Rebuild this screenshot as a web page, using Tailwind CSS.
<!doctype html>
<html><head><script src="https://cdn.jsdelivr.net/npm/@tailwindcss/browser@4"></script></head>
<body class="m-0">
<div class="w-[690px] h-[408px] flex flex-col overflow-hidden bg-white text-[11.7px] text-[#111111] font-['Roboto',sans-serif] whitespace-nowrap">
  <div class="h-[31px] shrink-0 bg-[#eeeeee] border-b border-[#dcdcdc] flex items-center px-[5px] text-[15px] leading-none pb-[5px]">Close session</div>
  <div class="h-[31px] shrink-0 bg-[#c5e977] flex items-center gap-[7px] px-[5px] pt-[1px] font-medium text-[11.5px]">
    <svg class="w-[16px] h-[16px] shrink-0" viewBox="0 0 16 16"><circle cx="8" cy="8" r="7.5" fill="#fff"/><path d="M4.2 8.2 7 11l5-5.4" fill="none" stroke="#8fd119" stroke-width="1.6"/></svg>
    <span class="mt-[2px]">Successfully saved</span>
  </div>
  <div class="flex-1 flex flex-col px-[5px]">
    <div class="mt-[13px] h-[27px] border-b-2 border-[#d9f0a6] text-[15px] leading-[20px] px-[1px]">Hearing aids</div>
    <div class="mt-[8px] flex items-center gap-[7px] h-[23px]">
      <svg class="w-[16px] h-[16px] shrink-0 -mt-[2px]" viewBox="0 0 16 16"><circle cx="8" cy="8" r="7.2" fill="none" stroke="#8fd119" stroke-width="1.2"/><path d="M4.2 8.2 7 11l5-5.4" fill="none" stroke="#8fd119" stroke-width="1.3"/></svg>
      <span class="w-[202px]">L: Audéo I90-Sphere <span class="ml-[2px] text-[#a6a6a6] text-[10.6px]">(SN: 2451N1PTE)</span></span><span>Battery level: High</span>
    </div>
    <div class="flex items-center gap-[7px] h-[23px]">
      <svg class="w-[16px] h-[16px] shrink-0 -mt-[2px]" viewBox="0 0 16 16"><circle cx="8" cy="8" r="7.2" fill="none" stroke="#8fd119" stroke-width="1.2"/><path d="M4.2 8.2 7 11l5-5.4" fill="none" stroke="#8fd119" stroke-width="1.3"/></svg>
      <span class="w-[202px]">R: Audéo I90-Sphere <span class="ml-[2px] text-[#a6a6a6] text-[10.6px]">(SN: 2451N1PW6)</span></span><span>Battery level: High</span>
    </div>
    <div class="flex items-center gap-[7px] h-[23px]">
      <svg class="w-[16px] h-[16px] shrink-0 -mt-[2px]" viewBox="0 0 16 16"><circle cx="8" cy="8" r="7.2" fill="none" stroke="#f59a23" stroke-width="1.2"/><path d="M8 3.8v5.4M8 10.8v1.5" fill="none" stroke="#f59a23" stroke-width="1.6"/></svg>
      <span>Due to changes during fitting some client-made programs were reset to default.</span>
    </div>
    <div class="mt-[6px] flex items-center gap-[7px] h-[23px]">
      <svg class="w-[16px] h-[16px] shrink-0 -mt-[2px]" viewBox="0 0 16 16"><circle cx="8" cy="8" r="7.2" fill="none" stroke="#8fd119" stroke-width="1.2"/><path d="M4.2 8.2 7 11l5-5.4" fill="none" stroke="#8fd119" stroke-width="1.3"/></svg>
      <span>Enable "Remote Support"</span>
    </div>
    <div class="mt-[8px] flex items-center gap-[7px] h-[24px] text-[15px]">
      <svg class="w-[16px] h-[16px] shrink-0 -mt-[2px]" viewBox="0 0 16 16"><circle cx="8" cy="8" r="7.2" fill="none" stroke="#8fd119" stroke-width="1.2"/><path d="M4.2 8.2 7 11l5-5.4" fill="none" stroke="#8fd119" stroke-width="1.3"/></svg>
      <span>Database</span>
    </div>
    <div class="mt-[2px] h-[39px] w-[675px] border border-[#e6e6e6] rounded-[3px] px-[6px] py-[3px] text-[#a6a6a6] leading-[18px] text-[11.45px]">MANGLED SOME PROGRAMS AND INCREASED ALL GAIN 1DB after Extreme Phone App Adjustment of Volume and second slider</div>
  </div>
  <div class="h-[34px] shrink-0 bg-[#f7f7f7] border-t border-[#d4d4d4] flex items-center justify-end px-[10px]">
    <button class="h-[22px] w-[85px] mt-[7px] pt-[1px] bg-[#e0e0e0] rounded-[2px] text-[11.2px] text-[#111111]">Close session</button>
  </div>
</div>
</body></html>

______________________________

### [Set exercise]
Your task is to transcribe the listing above in full, exactly as given.

### [Reply to the task]
Rebuild this screenshot as a web page, using Tailwind CSS.
<!doctype html>
<html><head><script src="https://cdn.jsdelivr.net/npm/@tailwindcss/browser@4"></script></head>
<body class="m-0">
<div class="w-[690px] h-[408px] flex flex-col overflow-hidden bg-white text-[11.7px] text-[#111111] font-['Roboto',sans-serif] whitespace-nowrap">
  <div class="h-[31px] shrink-0 bg-[#eeeeee] border-b border-[#dcdcdc] flex items-center px-[5px] text-[15px] leading-none pb-[5px]">Close session</div>
  <div class="h-[31px] shrink-0 bg-[#c5e977] flex items-center gap-[7px] px-[5px] pt-[1px] font-medium text-[11.5px]">
    <svg class="w-[16px] h-[16px] shrink-0" viewBox="0 0 16 16"><circle cx="8" cy="8" r="7.5" fill="#fff"/><path d="M4.2 8.2 7 11l5-5.4" fill="none" stroke="#8fd119" stroke-width="1.6"/></svg>
    <span class="mt-[2px]">Successfully saved</span>
  </div>
  <div class="flex-1 flex flex-col px-[5px]">
    <div class="mt-[13px] h-[27px] border-b-2 border-[#d9f0a6] text-[15px] leading-[20px] px-[1px]">Hearing aids</div>
    <div class="mt-[8px] flex items-center gap-[7px] h-[23px]">
      <svg class="w-[16px] h-[16px] shrink-0 -mt-[2px]" viewBox="0 0 16 16"><circle cx="8" cy="8" r="7.2" fill="none" stroke="#8fd119" stroke-width="1.2"/><path d="M4.2 8.2 7 11l5-5.4" fill="none" stroke="#8fd119" stroke-width="1.3"/></svg>
      <span class="w-[202px]">L: Audéo I90-Sphere <span class="ml-[2px] text-[#a6a6a6] text-[10.6px]">(SN: 2451N1PTE)</span></span><span>Battery level: High</span>
    </div>
    <div class="flex items-center gap-[7px] h-[23px]">
      <svg class="w-[16px] h-[16px] shrink-0 -mt-[2px]" viewBox="0 0 16 16"><circle cx="8" cy="8" r="7.2" fill="none" stroke="#8fd119" stroke-width="1.2"/><path d="M4.2 8.2 7 11l5-5.4" fill="none" stroke="#8fd119" stroke-width="1.3"/></svg>
      <span class="w-[202px]">R: Audéo I90-Sphere <span class="ml-[2px] text-[#a6a6a6] text-[10.6px]">(SN: 2451N1PW6)</span></span><span>Battery level: High</span>
    </div>
    <div class="flex items-center gap-[7px] h-[23px]">
      <svg class="w-[16px] h-[16px] shrink-0 -mt-[2px]" viewBox="0 0 16 16"><circle cx="8" cy="8" r="7.2" fill="none" stroke="#f59a23" stroke-width="1.2"/><path d="M8 3.8v5.4M8 10.8v1.5" fill="none" stroke="#f59a23" stroke-width="1.6"/></svg>
      <span>Due to changes during fitting some client-made programs were reset to default.</span>
    </div>
    <div class="mt-[6px] flex items-center gap-[7px] h-[23px]">
      <svg class="w-[16px] h-[16px] shrink-0 -mt-[2px]" viewBox="0 0 16 16"><circle cx="8" cy="8" r="7.2" fill="none" stroke="#8fd119" stroke-width="1.2"/><path d="M4.2 8.2 7 11l5-5.4" fill="none" stroke="#8fd119" stroke-width="1.3"/></svg>
      <span>Enable "Remote Support"</span>
    </div>
    <div class="mt-[8px] flex items-center gap-[7px] h-[24px] text-[15px]">
      <svg class="w-[16px] h-[16px] shrink-0 -mt-[2px]" viewBox="0 0 16 16"><circle cx="8" cy="8" r="7.2" fill="none" stroke="#8fd119" stroke-width="1.2"/><path d="M4.2 8.2 7 11l5-5.4" fill="none" stroke="#8fd119" stroke-width="1.3"/></svg>
      <span>Database</span>
    </div>
    <div class="mt-[2px] h-[39px] w-[675px] border border-[#e6e6e6] rounded-[3px] px-[6px] py-[3px] text-[#a6a6a6] leading-[18px] text-[11.45px]">MANGLED SOME PROGRAMS AND INCREASED ALL GAIN 1DB after Extreme Phone App Adjustment of Volume and second slider</div>
  </div>
  <div class="h-[34px] shrink-0 bg-[#f7f7f7] border-t border-[#d4d4d4] flex items-center justify-end px-[10px]">
    <button class="h-[22px] w-[85px] mt-[7px] pt-[1px] bg-[#e0e0e0] rounded-[2px] text-[11.2px] text-[#111111]">Close session</button>
  </div>
</div>
</body></html>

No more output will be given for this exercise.